Amidst the rhetoric of technology being a change agent within the social studies lies a relatively short piece written by the late Peter Martorella in 1997, about 2 years after the Internet had begun to make inroads in mainstream American society, followed soon thereafter by its inclusion in schools. The title of Martorella’s article, “Technology and the Social Studies – or: Which Way to the Sleeping Giant?” invoked a powerful image of a social studies curriculum that would soon be taken over, or at least be strongly influenced, by technology resources.
Although the terms technology, computer, and the Internet are not entirely synonymous and cannot necessarily be interchanged for one another, they do have commonalities, particularly in terms of social studies education. The wealth of freely accessible social studies resources on the Internet has been well documented (Cohen & Rosenszweig, 2006; VanFossen & Shiveley, 2000).
Technology in the Mid-1990s
Martorella’s article was published in September 1997. A presumption may be made, therefore, that the bulk of its writing was likely accomplished no later than during the 1996-1997 academic year. To understand fully Martorella’s vantage point, it is critical to examine the state of technology available during this time, particularly as it related to social studies. To do so, as Martorella (1997) noted, it is instructive to examine the archives of Social Education, Social Studies and the Young Learner, and Theory and Research in Social Education, which are generally regarded as the flagship practitioner and research journals for the field.
When Martorella (1997) was writing, he found a dearth of technology-related articles. Six years later, VanFossen and Shiveley (2003) reported that the number and percentage of Internet-related presentations at the National Council for the Social Studies annual conference had risen steadily from 1995-1999, but by the beginning of the 21st century these numbers had begun to reverse themselves.
In January 1994, Social Education contained an “instructional technology” section in which Pride described the use of videodiscs (which can be used on a computer but do not require an Internet connection). The November/December 1994 issue contained Szczerba’s article, entitled “Databases, CD-Roms, and Cassettes,” and mentioned the Internet as an information source.
Four issues later, (April/May 1995) Wilson and Marsh wrote the initial Social Education article that focused on the Internet’s use in social studies education. They described it in epic terms, noting that it “may not only enhance but further revolutionize and even institutionalize…new approaches to teaching” (p. 198).
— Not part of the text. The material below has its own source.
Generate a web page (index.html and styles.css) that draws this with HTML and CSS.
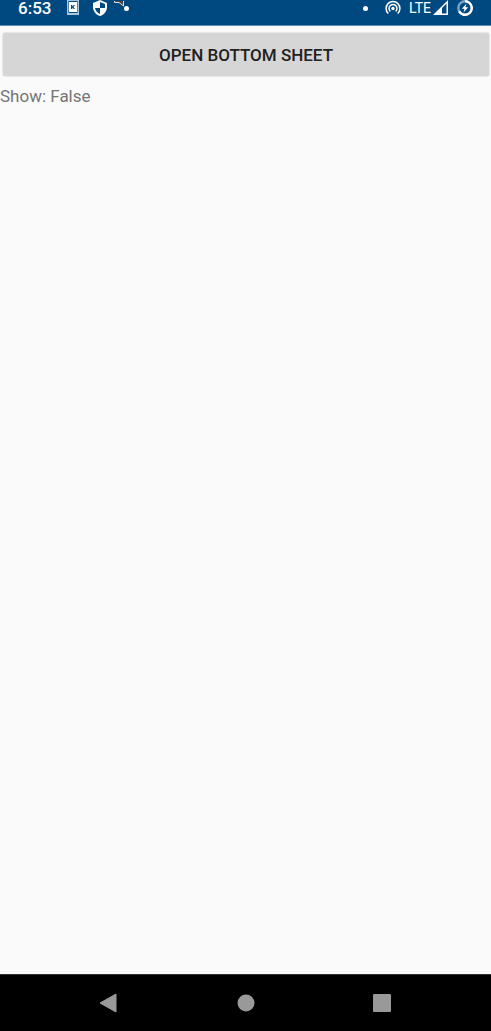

Nearly a year later (February 1996), Risinger began, in his words, “the first column of a new regular feature for Social Education,” with a “goal…to help classroom teachers and other social studies educators tap into and utilize the tremendous resources of the Internet and the World Wide Web (WWW) in their curriculum planning and instruction” (p. 111). This column described the basics of the Internet and World Wide Web, as well as providing four websites to get the novice user started.
From this point forward, Risinger has regularly appeared in Social Education, providing social studies educators with Internet-based resources targeted at a specific domain within the social studies (e.g., Risinger, 2000, 2006, 2012). In a similar fashion, Social Studies and the Young Learner began a media corner section in the second half of the 1990s, in which specific Internet resources for teaching social studies were provided and described (e.g., Foster & Hoge, 1997; Helms & Finegan-Stoll, 1998).
A juxtaposition of screenshots from the National Council for the Social Studies’ (NCSS) official website homepage in 1996 and in 2012 (Figure 1) illustrates the Internet about which Martorella was writing, as well as the Internet today. In addition to the far superior aesthetics, a quick glance shows that the current NCSS website (as is common) allows users to search the site using Google and links to the social networks Twitter and Facebook. These services were not in existence in 1996, and their presence on the present-day NCSS website does not begin to describe their ubiquity, the omnipresence of the Internet, and the interconnectedness of the world that did not previously exist.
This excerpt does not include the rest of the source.